• [What you are asked to do]: Your answer should be a single number: the count of lines containing the string "that".

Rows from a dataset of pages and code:
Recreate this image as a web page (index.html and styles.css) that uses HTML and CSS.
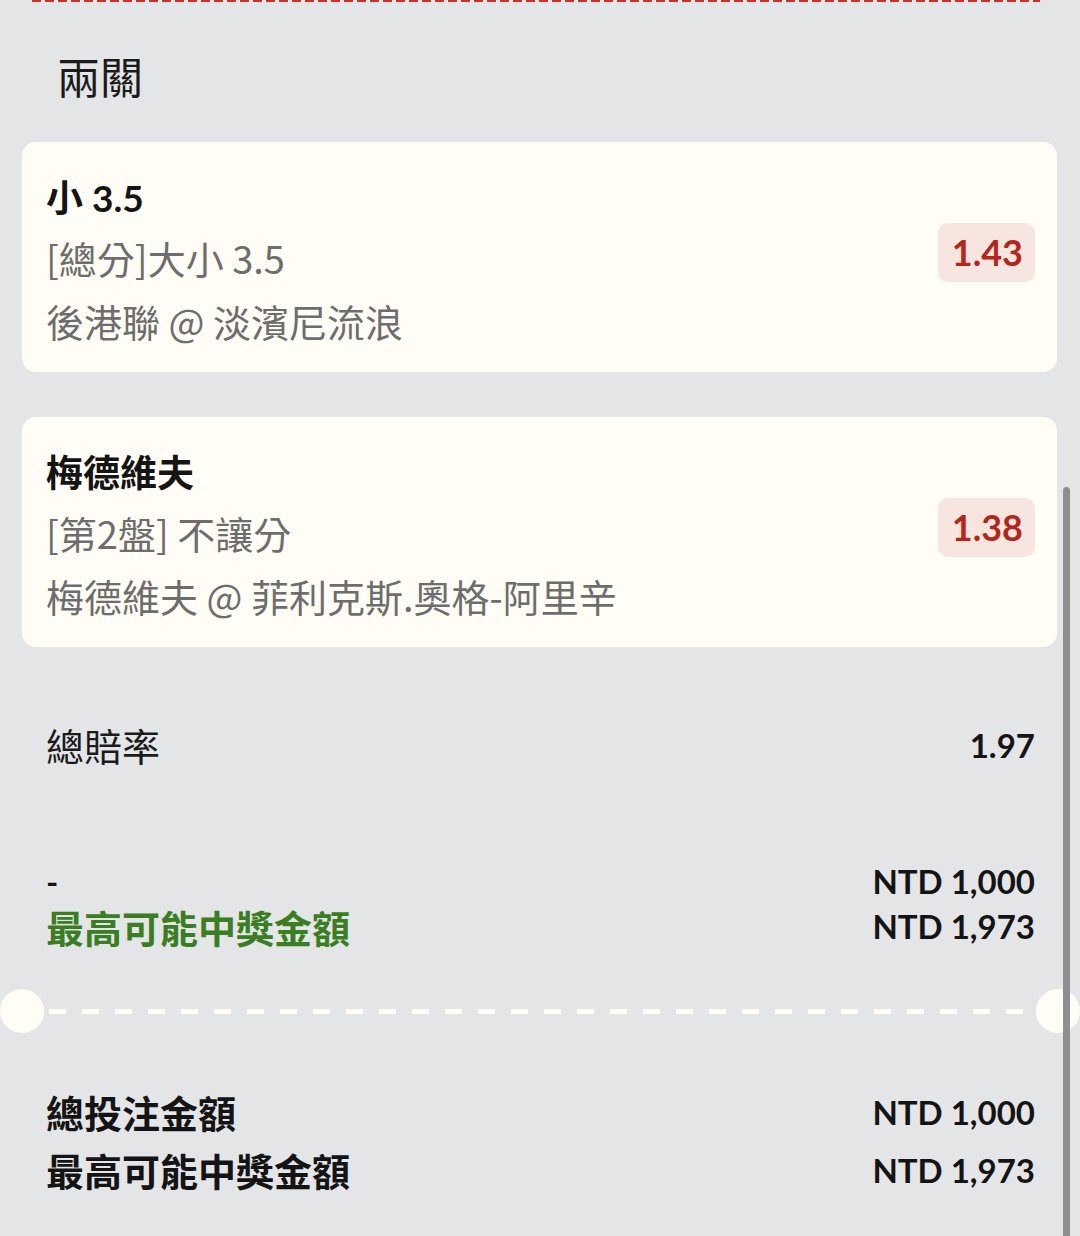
FILE: index.html
```html
<!DOCTYPE html>
<html lang="zh-Hant">
<head>
<meta charset="utf-8">
<title>兩關</title>
<link rel="stylesheet" href="styles.css">
</head>
<body>
<div class="page">
  <div class="top-dash"></div>
  <h1 class="section-title">兩關</h1>

  <div class="card">
    <div class="card-info">
      <div class="pick">小 3.5</div>
      <div class="sub">[總分]大小 3.5</div>
      <div class="sub">後港聯 @ 淡濱尼流浪</div>
    </div>
    <div class="odds">1.43</div>
  </div>

  <div class="card">
    <div class="card-info">
      <div class="pick">梅德維夫</div>
      <div class="sub">[第2盤] 不讓分</div>
      <div class="sub">梅德維夫 @ 菲利克斯.奧格-阿里辛</div>
    </div>
    <div class="odds">1.38</div>
  </div>

  <div class="row total-odds">
    <span class="label">總賠率</span>
    <span class="num">1.97</span>
  </div>

  <div class="row stake">
    <div class="stack">
      <span class="dash-label">-</span>
      <span class="win-label">最高可能中獎金額</span>
    </div>
    <div class="stack right">
      <span class="num">NTD 1,000</span>
      <span class="num">NTD 1,973</span>
    </div>
  </div>

  <div class="divider">
    <span class="notch"></span>
    <span class="dashes"></span>
    <span class="notch"></span>
  </div>

  <div class="row totals">
    <div class="stack">
      <span class="total-label">總投注金額</span>
      <span class="total-label">最高可能中獎金額</span>
    </div>
    <div class="stack right">
      <span class="num">NTD 1,000</span>
      <span class="num">NTD 1,973</span>
    </div>
  </div>

  <div class="scroll-thumb"></div>
</div>
</body>
</html>
```
FILE: styles.css
```css
* { box-sizing: border-box; }

html, body {
  margin: 0;
  padding: 0;
  background: #e4e5e7;
}

body {
  font-family: Lato, "Noto Sans CJK TC", sans-serif;
  color: #1b1b1b;
  width: 1080px;
  height: 1236px;
  overflow: hidden;
}

.page {
  position: relative;
  height: 1236px;
}

.top-dash {
  height: 2px;
  margin: 0 40px 0 32px;
  background: repeating-linear-gradient(to right, #c8322a 0 9px, transparent 9px 13px);
}

.section-title {
  margin: 48px 0 0 57px;
  font-family: "Noto Sans CJK TC", sans-serif;
  font-weight: 400;
  font-size: 43px;
  line-height: 50px;
  color: #1b1b1b;
}

.card {
  display: flex;
  align-items: center;
  justify-content: space-between;
  margin: 42px 23px 0 22px;
  height: 230px;
  padding: 27px 22px 18px 24px;
  background: #fffdf5;
  border-radius: 14px;
}

.card + .card { margin-top: 45px; }

.card-info {
  display: flex;
  flex-direction: column;
  align-self: flex-start;
}

.pick {
  font-family: Lato, "Noto Sans CJK TC", sans-serif;
  font-weight: 700;
  font-size: 37px;
  line-height: 57px;
  color: #141414;
}

.sub {
  font-family: "Noto Sans CJK TC", sans-serif;
  font-weight: 400;
  font-size: 38px;
  line-height: 63px;
  color: #6d6d6d;
}

.odds {
  margin-top: -18px;
  padding: 0 12px 0 14px;
  height: 59px;
  line-height: 59px;
  border-radius: 10px;
  background: #f6e6df;
  color: #b3261e;
  font-family: Lato, sans-serif;
  font-weight: 700;
  font-size: 36px;
}

.row {
  display: flex;
  justify-content: space-between;
  align-items: center;
  padding: 0 45px 0 46px;
}

.total-odds {
  margin-top: 76px;
  height: 44px;
}

.label {
  font-family: "Noto Sans CJK TC", sans-serif;
  font-size: 38px;
  line-height: 44px;
  color: #1b1b1b;
}

.num {
  font-family: Lato, sans-serif;
  font-weight: 700;
  font-size: 33px;
  color: #141414;
}

.stake {
  margin-top: 92px;
}

.stack {
  display: flex;
  flex-direction: column;
}

.stack.right { align-items: flex-end; }

.stake .stack > span { line-height: 45px; height: 45px; }

.dash-label {
  font-family: Lato, sans-serif;
  font-weight: 700;
  font-size: 33px;
  color: #141414;
}

.win-label {
  font-family: "Noto Sans CJK TC", sans-serif;
  font-weight: 700;
  font-size: 38px;
  color: #3b7d23;
}

.divider {
  display: flex;
  align-items: center;
  margin-top: 40px;
  height: 44px;
}

.notch {
  flex: 0 0 44px;
  height: 44px;
  border-radius: 50%;
  background: #fffdf5;
}

.dashes {
  flex: 1;
  height: 5px;
  margin: 0 5px;
  background: repeating-linear-gradient(to right, #fffdf5 0 17px, transparent 17px 33px);
}

.totals {
  margin-top: 50px;
}

.totals .stack > span { line-height: 58px; height: 58px; }

.total-label {
  font-family: "Noto Sans CJK TC", sans-serif;
  font-weight: 700;
  font-size: 38px;
  color: #141414;
}

.scroll-thumb {
  position: absolute;
  top: 487px;
  right: 10px;
  bottom: 0;
  width: 7px;
  border-radius: 4px 4px 0 0;
  background: #8e8e90;
}
```
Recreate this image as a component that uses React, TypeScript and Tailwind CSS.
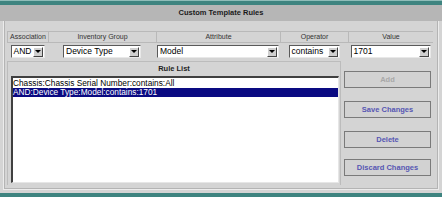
import { ReactNode } from "react";

const font = { fontFamily: '"Liberation Sans", Arial, sans-serif' };

const Combo = ({ value, w }: { value: string; w: string }) => (
  <div
    className={`${w} h-[13px] flex items-center bg-white border border-t-[#5a5a5a] border-l-[#5a5a5a] border-b-[#e8e8e8] border-r-[#e8e8e8]`}
  >
    <span className="flex-1 pl-[2px] text-[8.5px] leading-none text-black whitespace-nowrap overflow-hidden">
      {value}
    </span>
    <span className="w-[10px] h-[10px] mr-[1px] flex items-center justify-center bg-[#cfcfcf] border border-t-white border-l-white border-b-[#444] border-r-[#444]">
      <span className="w-0 h-0 border-l-[3px] border-r-[3px] border-t-[3px] border-l-transparent border-r-transparent border-t-black" />
    </span>
  </div>
);

const Btn = ({ children, disabled }: { children: ReactNode; disabled?: boolean }) => (
  <div
    className={`w-[87px] h-[17px] flex items-center justify-center border border-[#7a7a7a] bg-[#d2d2d2] text-[7.5px] font-bold ${
      disabled ? "text-[#a8a8a8]" : "text-[#5656b2]"
    }`}
  >
    {children}
  </div>
);

const cols = [
  { label: "Association", w: "w-[41px]", combo: <Combo value="AND" w="w-[34px]" /> },
  { label: "Inventory Group", w: "w-[108px]", combo: <Combo value="Device Type" w="w-[78px]" /> },
  { label: "Attribute", w: "w-[124px]", combo: <Combo value="Model" w="w-[122px]" /> },
  { label: "Operator", w: "w-[68px]", combo: <Combo value="contains" w="w-[51px]" /> },
  { label: "Value", w: "w-[85px]", combo: <Combo value="1701" w="w-[80px]" /> },
];

const rules = ["Chassis:Chassis Serial Number:contains:All", "AND:Device Type:Model:contains:1701"];

export default function App() {
  return (
    <div style={font} className="w-[442px] h-[200px] bg-white flex flex-col overflow-hidden">
      {/* top band */}
      <div className="h-[5px] shrink-0 bg-[#3e8480] border-t border-[#8fbdb9]" />

      <div className="h-[188px] shrink-0 bg-[#d4d4d4] flex flex-col">
        {/* title */}
        <div className="h-[16px] shrink-0 bg-[#b6b6b6] flex items-center justify-center text-[7.5px] font-bold text-[#1a1a1a]">
          Custom Template Rules
        </div>

        {/* bevelled frame */}
        <div className="flex-1 mx-[3px] mb-[3px] border-l border-r border-b border-[#ececec]">
          <div className="h-full border-l border-r border-b border-[#b4b4b4] pl-[2px] pt-[10px]">
            {/* criteria table */}
            <div className="flex">
              {cols.map((c) => (
                <div key={c.label} className={`${c.w} flex flex-col`}>
                  <div className="h-[12px] flex items-center justify-center border border-[#b9b9b9] border-r-0 text-[7px] text-[#333]">
                    {c.label}
                  </div>
                  <div className="h-[17px] flex items-center justify-center">{c.combo}</div>
                </div>
              ))}
            </div>

            {/* rule list + buttons */}
            <div className="flex mt-[1px] h-[124px]">
              <div className="w-[334px] flex flex-col border border-[#bcbcbc] border-b-0">
                <div className="h-[14px] shrink-0 flex items-center justify-center text-[7.5px] font-bold text-[#222]">
                  Rule List
                </div>
                <div className="ml-[3px] mr-[1px] h-[107px] shrink-0 bg-white border-t-2 border-l-2 border-t-[#404040] border-l-[#404040] border-b border-r border-b-[#e6e6e6] border-r-[#e6e6e6] pt-[1px]">
                  {rules.map((r, i) => (
                    <div
                      key={r}
                      className={`h-[9px] flex items-center text-[8.3px] leading-none whitespace-nowrap ${
                        i === 1 ? "bg-[#0a0a82] text-white" : "text-black"
                      }`}
                    >
                      {r}
                    </div>
                  ))}
                </div>
              </div>

              <div className="flex flex-col pl-[3px] pt-[10px]">
                <Btn disabled>Add</Btn>
                <div className="mt-[13px]">
                  <Btn>Save Changes</Btn>
                </div>
                <div className="mt-[13px]">
                  <Btn>Delete</Btn>
                </div>
                <div className="mt-[11px]">
                  <Btn>Discard Changes</Btn>
                </div>
              </div>
            </div>
          </div>
        </div>
      </div>

      {/* bottom band */}
      <div className="h-[4px] shrink-0 bg-[#3e8480]" />
    </div>
  );
}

• [Answer]: 2